An excerpt from the latest Magic-Man-About-Town Magazine, it shows several of the latest clubs abroad! As usual, if you’re easily offended by near-psychotic English humour, stay away….

(The following editorial and subsequent article is taken from the February issue of MANA MIA, the new monthly Magic fanzine produced entirely from recycled paper that has been recycled again so that it crumbles like an Indiana Jones bad guy at the merest breath.)


“Hi! Greetings and salutations from me, Andy ‘Banzai’ Nippletyncture, Editor-in-Chief (and creator) of the brainchild that is MANA MIA. This month’s main focus is a description of the many formal clubs now established within the CCG world that you can join and take an active role in; truly, we are a caring, sharing, global hobby at last!
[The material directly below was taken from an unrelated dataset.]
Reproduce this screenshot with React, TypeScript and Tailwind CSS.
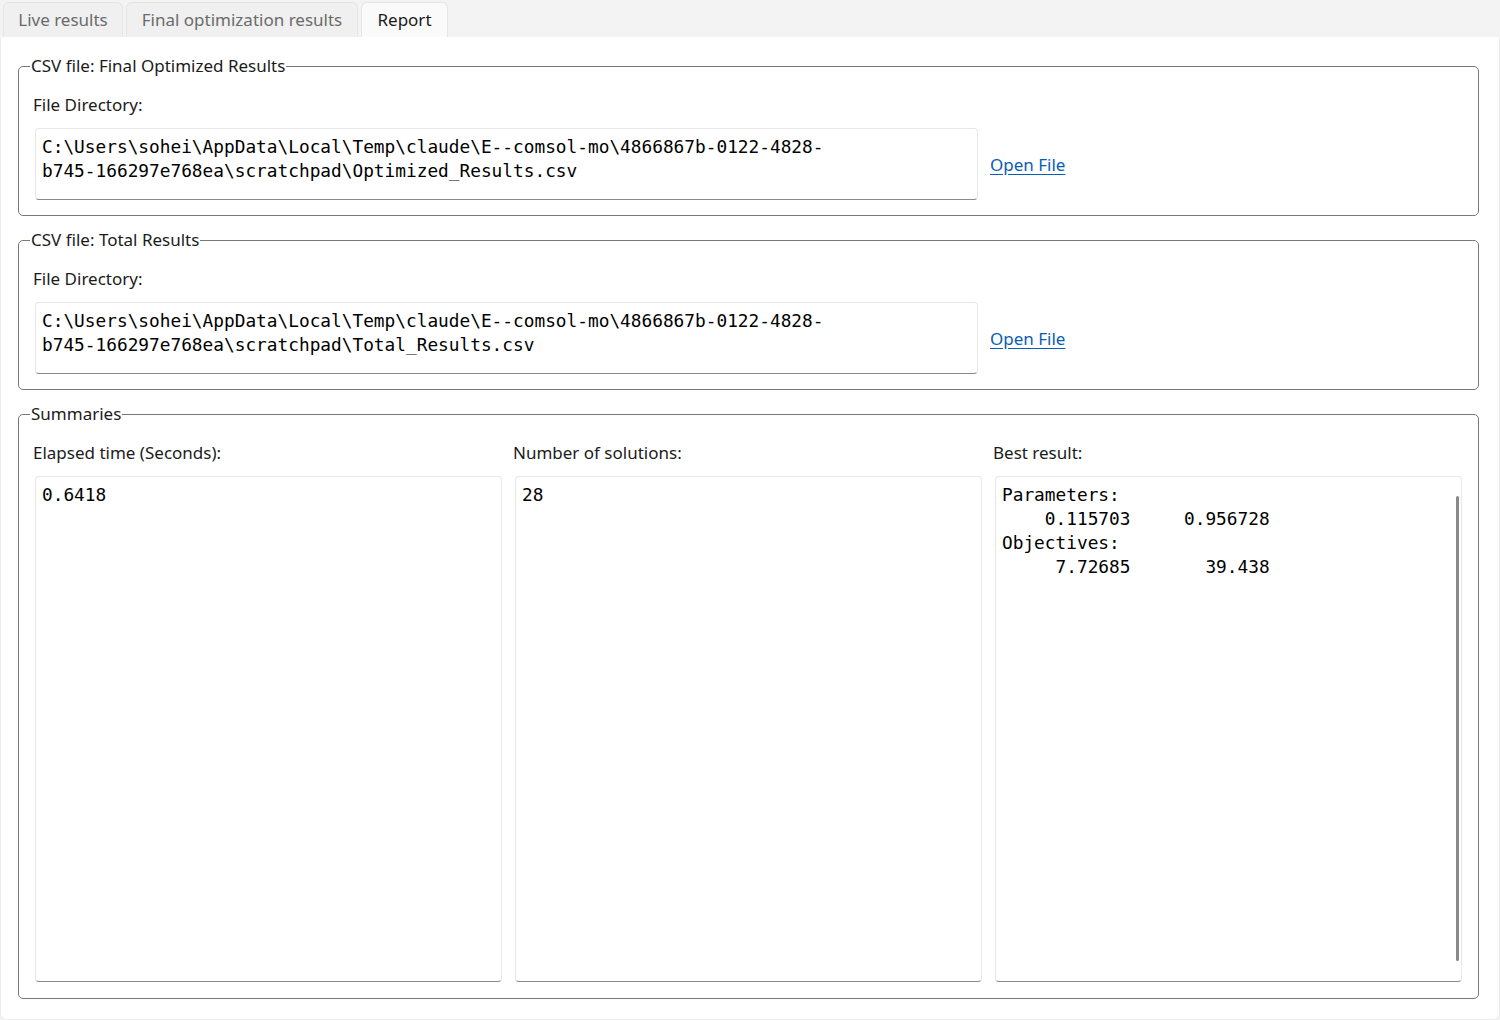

“Other highlights include: a continuation of our re-appraisal of Magic: The Gathering’s Standard environment with series of decks based purely on the number of letters in a spell’s name; elsewhere, Zephid Mousetits suggests a (much more) physical alternative to the Intentional Draw rule, Marty Bunwipe waxes (and wanes) lyrical about Willow Faerie, and humorist Tom Bagel cleverly satirises recent DCI controversy by trotting out innumerable puns on ‘Ferozs Ban,’ ‘Exile,’ and (sigh) ‘Freyalise’s Suppli[EDITED].’


“Finally, the free sachet of Vaseline that was supposed to go out with last month’s MANA MIA will now be given away in the March issue – just in time for Spring Break!”


GOIN’ CLUBBIN


(A Directory of Associations, Federations, Leagues, Guilds, Unions and Fellowships for players of popular collectable card games)


Club Name: The Dyslexic Magic Players Association (The MPAAD)

Motto: ”All for one, and one for QXZKJJFWQZ”

Membership: Approximately 200

Location: The C.Y.A.M

Meetings: Every Tuesday night, 8 p.m. (or should that be 8 a.m.?)

Games Played: Magic: The Gathering, Scrabble

What to do: Read out the text of every card played / bring a dictionary

What NOT to do: Hold Spelling Bees

Contact: [email protected]


Club Name: The Low IQ Magic Enclave (LIQME)

Motto: ”This little piggy went to market, this little piggy stayed at home, this little piggy had roast beef, and this little piggy is mah momma”

Membership: No one can count that high (only three fingers on each of their four hands)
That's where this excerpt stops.